A Villain for the Ages
We have to talk about Rose the Hat. Rebecca Ferguson delivers a performance so charismatic and predatory that she practically walks away with the entire movie. Decked out in boho-chic layers and that tilted top hat, she leads the True Knot—a group of psychic vampires who are essentially Winnebago-driving "Bohemians from Hell."
They aren't your typical slasher villains. They are desperate, aging junkies terrified of their own mortality. There is a scene involving a young baseball player (a cameo by Jacob Tremblay) that is the most genuinely upsetting sequence in 21st-century mainstream horror. It isn't just about the gore; it’s about the prolonged, agonizing cruelty of those who think their survival justifies any atrocity. It’s dark, it’s intense, and it anchors the stakes in a way that makes the final confrontation feel like a necessity rather than a genre trope.
The Cult of the Director's Cut
While Doctor Sleep didn't exactly set the box office on fire in 2019—likely because audiences weren't sure if they wanted a three-hour sequel to a forty-year-old movie—it has rapidly ascended to cult royalty on streaming.
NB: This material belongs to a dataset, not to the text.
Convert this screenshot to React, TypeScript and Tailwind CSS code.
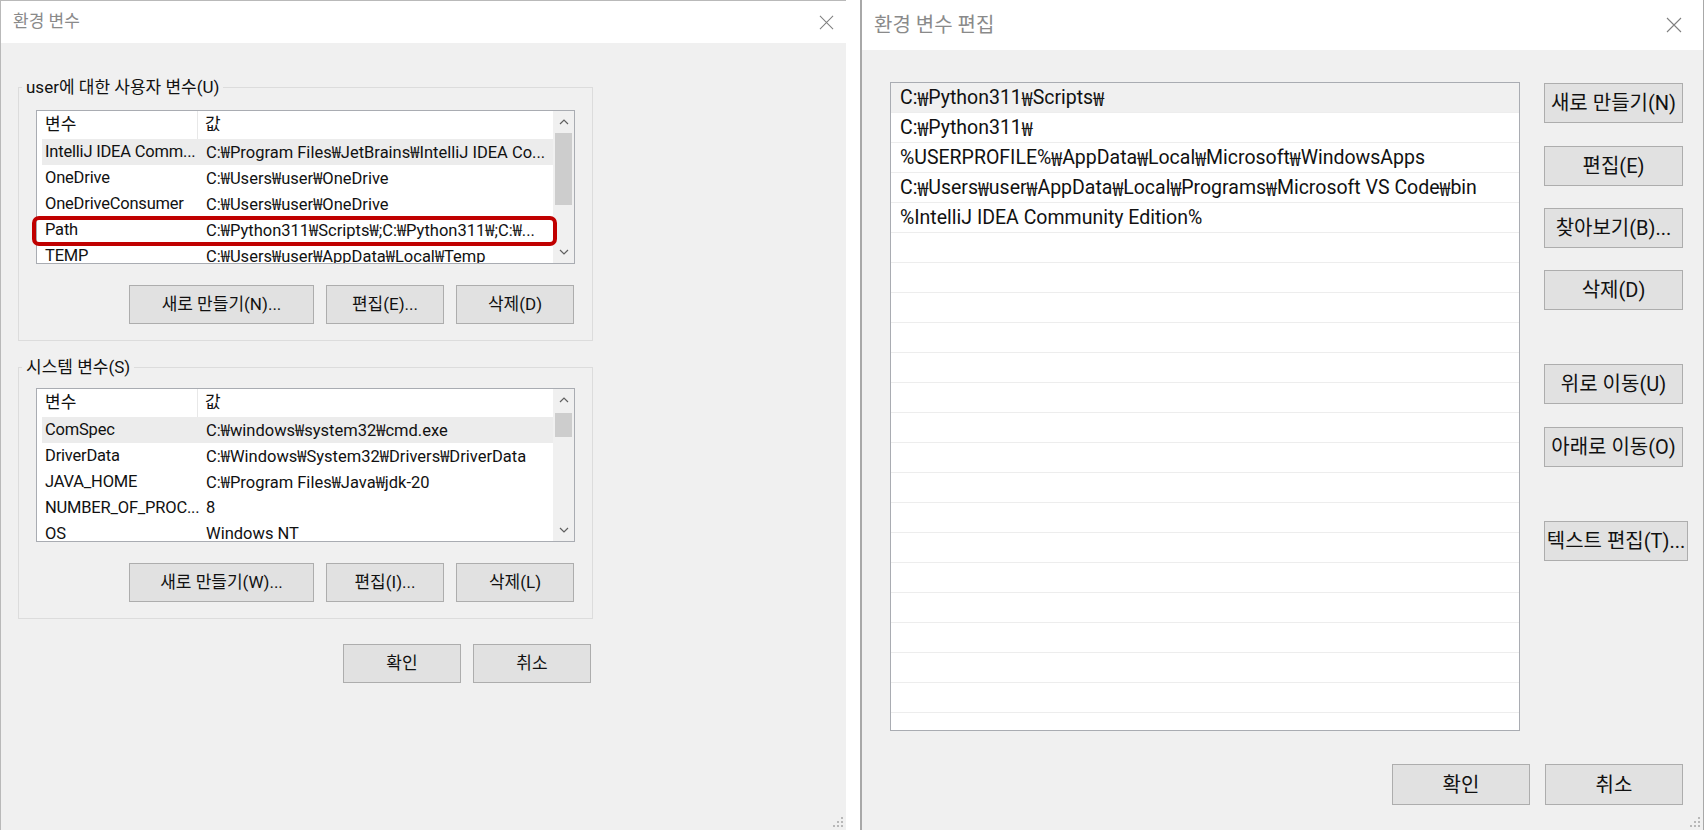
import React from 'react';

const userVars: [string, string][] = [
  ['IntelliJ IDEA Comm...', 'C:₩Program Files₩JetBrains₩IntelliJ IDEA Co...'],
  ['OneDrive', 'C:₩Users₩user₩OneDrive'],
  ['OneDriveConsumer', 'C:₩Users₩user₩OneDrive'],
  ['Path', 'C:₩Python311₩Scripts₩;C:₩Python311₩;C:₩...'],
  ['TEMP', 'C:₩Users₩user₩AppData₩Local₩Temp'],
];

const systemVars: [string, string][] = [
  ['ComSpec', 'C:₩windows₩system32₩cmd.exe'],
  ['DriverData', 'C:₩Windows₩System32₩Drivers₩DriverData'],
  ['JAVA_HOME', 'C:₩Program Files₩Java₩jdk-20'],
  ['NUMBER_OF_PROC...', '8'],
  ['OS', 'Windows NT'],
];

const pathEntries = [
  'C:₩Python311₩Scripts₩',
  'C:₩Python311₩',
  '%USERPROFILE%₩AppData₩Local₩Microsoft₩WindowsApps',
  'C:₩Users₩user₩AppData₩Local₩Programs₩Microsoft VS Code₩bin',
  '%IntelliJ IDEA Community Edition%',
];

// Roboto's won sign is too wide, take the narrower CJK one
function PathText({ text }: { text: string }) {
  const parts = text.split('₩');
  return (
    <>
      {parts.map((p, i) => (
        <React.Fragment key={i}>
          {i > 0 && <span className="font-['Noto_Sans_CJK_KR',sans-serif]">₩</span>}
          {p}
        </React.Fragment>
      ))}
    </>
  );
}

function CloseIcon({ size }: { size: number }) {
  return (
    <svg width={size} height={size} viewBox="0 0 16 16" fill="none">
      <path d="M1 1L15 15M15 1L1 15" stroke="#7f7f7f" strokeWidth="1.1" />
    </svg>
  );
}

function Chevron({ up }: { up?: boolean }) {
  return (
    <svg width="10" height="6" viewBox="0 0 10 6" fill="none">
      <path d={up ? 'M1 5L5 1L9 5' : 'M1 1L5 5L9 1'} stroke="#606060" strokeWidth="1.2" />
    </svg>
  );
}

function Grip() {
  return (
    <svg width="12" height="12" viewBox="0 0 12 12">
      <rect x="9" y="1" width="2" height="2" fill="#b8b8b8" />
      <rect x="5" y="5" width="2" height="2" fill="#b8b8b8" />
      <rect x="9" y="5" width="2" height="2" fill="#b8b8b8" />
      <rect x="1" y="9" width="2" height="2" fill="#b8b8b8" />
      <rect x="5" y="9" width="2" height="2" fill="#b8b8b8" />
      <rect x="9" y="9" width="2" height="2" fill="#b8b8b8" />
    </svg>
  );
}

function Btn({ children, className }: { children: React.ReactNode; className: string }) {
  return (
    <div
      className={`flex shrink-0 items-center justify-center whitespace-nowrap border border-[#adadad] bg-[#e1e1e1] text-[#111111] ${className}`}
    >
      {children}
    </div>
  );
}

function Scrollbar({ thumbClass }: { thumbClass: string }) {
  return (
    <div className="flex w-[21px] shrink-0 flex-col bg-[#f0f0f0]">
      <div className="flex h-[22px] items-center justify-center">
        <Chevron up />
      </div>
      <div className={`mx-[2px] bg-[#cdcdcd] ${thumbClass}`} />
      <div className="flex-1" />
      <div className="flex h-[22px] items-center justify-center">
        <Chevron />
      </div>
    </div>
  );
}

function VarList({ rows, thumbClass, marked }: { rows: [string, string][]; thumbClass: string; marked?: boolean }) {
  return (
    <div className="relative flex h-[154px] w-[539px] border border-[#a9acb2] bg-white">
      <div className="flex-1 overflow-hidden">
        <div className="flex h-[28px] items-center">
          <div className="flex h-full w-[161px] shrink-0 items-center border-r border-[#e8e8e8] pl-[8px]">변수</div>
          <div className="pl-[7px]">값</div>
        </div>
        {rows.map(([k, v], i) => (
          <div
            key={k}
            className={`ml-[5px] flex h-[26px] items-center whitespace-nowrap text-[16.5px] ${i === 0 ? 'bg-[#ececec]' : ''}`}
          >
            <div className="w-[160px] shrink-0 overflow-hidden pl-[3px] tracking-[-0.2px]">{k}</div>
            <div className="pl-[4px]">
              <PathText text={v} />
            </div>
          </div>
        ))}
      </div>
      <Scrollbar thumbClass={thumbClass} />
      {marked && (
        <div className="absolute left-[-5px] top-[105px] h-[30px] w-[525px] rounded-[7px] border-[4px] border-[#c00000]" />
      )}
    </div>
  );
}

function GroupBox({
  label,
  rows,
  thumbClass,
  marked,
  buttons,
  listTop,
}: {
  label: string;
  rows: [string, string][];
  thumbClass: string;
  marked?: boolean;
  buttons: string[];
  listTop: string;
}) {
  return (
    <fieldset className="w-[573px] border border-[#dcdcdc] pb-[16px]">
      <legend className="ml-[3px] px-[4px] leading-[20px]">{label}</legend>
      <div className={`px-[17px] ${listTop}`}>
        <VarList rows={rows} thumbClass={thumbClass} marked={marked} />
        <div className="mt-[21px] flex justify-end gap-[12px] pr-[1px]">
          <Btn className="h-[39px] w-[185px]">{buttons[0]}</Btn>
          <Btn className="h-[39px] w-[118px]">{buttons[1]}</Btn>
          <Btn className="h-[39px] w-[118px]">{buttons[2]}</Btn>
        </div>
      </div>
    </fieldset>
  );
}

function EnvWindow() {
  return (
    <div className="relative flex h-full w-[846px] shrink-0 flex-col border-l border-t border-[#b9b9b9] text-[17px] text-[#111111]">
      <div className="flex h-[42px] items-center justify-between bg-white pl-[12px] pr-[12px]">
        <span className="text-[#8a8a8a]">환경 변수</span>
        <CloseIcon size={15} />
      </div>
      <div className="flex-1 bg-[#f0f0f0] pl-[17px] pt-[34px]">
        <GroupBox
          label="user에 대한 사용자 변수(U)"
          rows={userVars}
          thumbClass="h-[72px]"
          marked
          buttons={['새로 만들기(N)...', '편집(E)...', '삭제(D)']}
          listTop="mt-[13px]"
        />
        <div className="mt-[16px]">
          <GroupBox
            label="시스템 변수(S)"
            rows={systemVars}
            thumbClass="mt-[2px] h-[24px]"
            buttons={['새로 만들기(W)...', '편집(I)...', '삭제(L)']}
            listTop="mt-[11px]"
          />
        </div>
        <div className="mt-[25px] flex w-[573px] justify-end gap-[12px]">
          <Btn className="h-[39px] w-[118px]">확인</Btn>
          <Btn className="h-[39px] w-[118px]">취소</Btn>
        </div>
      </div>
      <div className="absolute bottom-[2px] right-[2px]">
        <Grip />
      </div>
    </div>
  );
}

function EditWindow() {
  const blanks = Array.from({ length: 17 }, (_, i) => i);
  return (
    <div className="relative flex h-full w-[844px] shrink-0 flex-col border-l-2 border-r border-[#a8a8a8] text-[20px] text-[#111111]">
      <div className="flex h-[50px] items-center justify-between bg-white pl-[12px] pr-[21px]">
        <span className="text-[#8a8a8a]">환경 변수 편집</span>
        <CloseIcon size={16} />
      </div>
      <div className="flex flex-1 flex-col bg-[#f0f0f0] pl-[28px] pr-[15px] pt-[32px]">
        <div className="flex">
          <div className="h-[649px] w-[630px] shrink-0 overflow-hidden border border-[#a9acb2] bg-white">
            {pathEntries.map((p, i) => (
              <div
                key={p}
                className={`flex h-[30px] items-center whitespace-nowrap border-b border-[#ededed] pl-[9px] text-[19.5px] ${i === 0 ? 'bg-[#f0f0f0]' : ''}`}
              >
                <PathText text={p} />
              </div>
            ))}
            {blanks.map((i) => (
              <div key={i} className="h-[30px] border-b border-[#ededed]" />
            ))}
          </div>
          <div className="ml-[24px] flex flex-col pt-[1px]">
            <Btn className="h-[40px] w-[139px]">새로 만들기(N)</Btn>
            <Btn className="mt-[23px] h-[40px] w-[139px]">편집(E)</Btn>
            <Btn className="mt-[22px] h-[40px] w-[139px]">찾아보기(B)...</Btn>
            <Btn className="mt-[22px] h-[40px] w-[139px]">삭제(D)</Btn>
            <Btn className="mt-[54px] h-[40px] w-[139px]">위로 이동(U)</Btn>
            <Btn className="mt-[23px] h-[40px] w-[139px]">아래로 이동(O)</Btn>
            <Btn className="mt-[54px] h-[40px] w-[144px]">텍스트 편집(T)...</Btn>
          </div>
        </div>
        <div className="mr-[5px] mt-[33px] flex justify-end gap-[15px]">
          <Btn className="h-[41px] w-[138px]">확인</Btn>
          <Btn className="h-[41px] w-[138px]">취소</Btn>
        </div>
      </div>
      <div className="absolute bottom-[2px] right-[2px]">
        <Grip />
      </div>
    </div>
  );
}

export default function App() {
  return (
    <div className="flex h-[830px] w-[1704px] overflow-hidden bg-white font-['Roboto','Noto_Sans_CJK_KR',sans-serif]">
      <EnvWindow />
      <div className="ml-[14px] h-full">
        <EditWindow />
      </div>
    </div>
  );
}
The "Flanagan-verse" fans (fueled by The Haunting of Hill House) have rightfully reclaimed this as a masterpiece of craft.
Here are a few bits of connective tissue that make the production so special:
Flanagan insisted on using Kubrick’s original blueprints to recreate the Overlook Hotel sets. Every carpet pattern and door frame is an exact replica, though it’s a hot take of mine that the recreated Jack Torrance looks like a mid-tier Saturday Night Live caricature. The "Baseball Boy" scene was so intense that Rebecca Ferguson reportedly went around hugging Tremblay between takes because she felt so guilty about the "feeding" sequence. Stephen King was famously hesitant about the climax. Flanagan had to pitch him the idea of returning to the Overlook (which doesn't happen in the Doctor Sleep book) as a way to "finish" the story of the hotel that Kubrick left standing but King had burned down in his original Shining novel. The score by Taylor Stewart and The Newton Brothers uses the "Dies Irae" theme from the 1980 film but deconstructs it into a heartbeat-thumping drone that creates a sense of sustained dread. * The film features a cameo by Danny Lloyd, the original Danny Torrance from the 1980 film, sitting in the crowd during the baseball game.
In an era of "franchise fatigue" where every classic IP is being strip-mined for parts, Doctor Sleep stands as a defiant outlier. It respects the past without being enslaved by it. Mike Flanagan understood that the real horror of The Shining wasn't just a hotel; it was the cycle of addiction and the ghosts we inherit from our parents. It’s a massive, ambitious, and deeply moving film that manages to be a great Stephen King adaptation and a great Kubrick sequel simultaneously. If you’ve only seen the theatrical version, find the Director’s Cut immediately—it’s the version that truly breathes.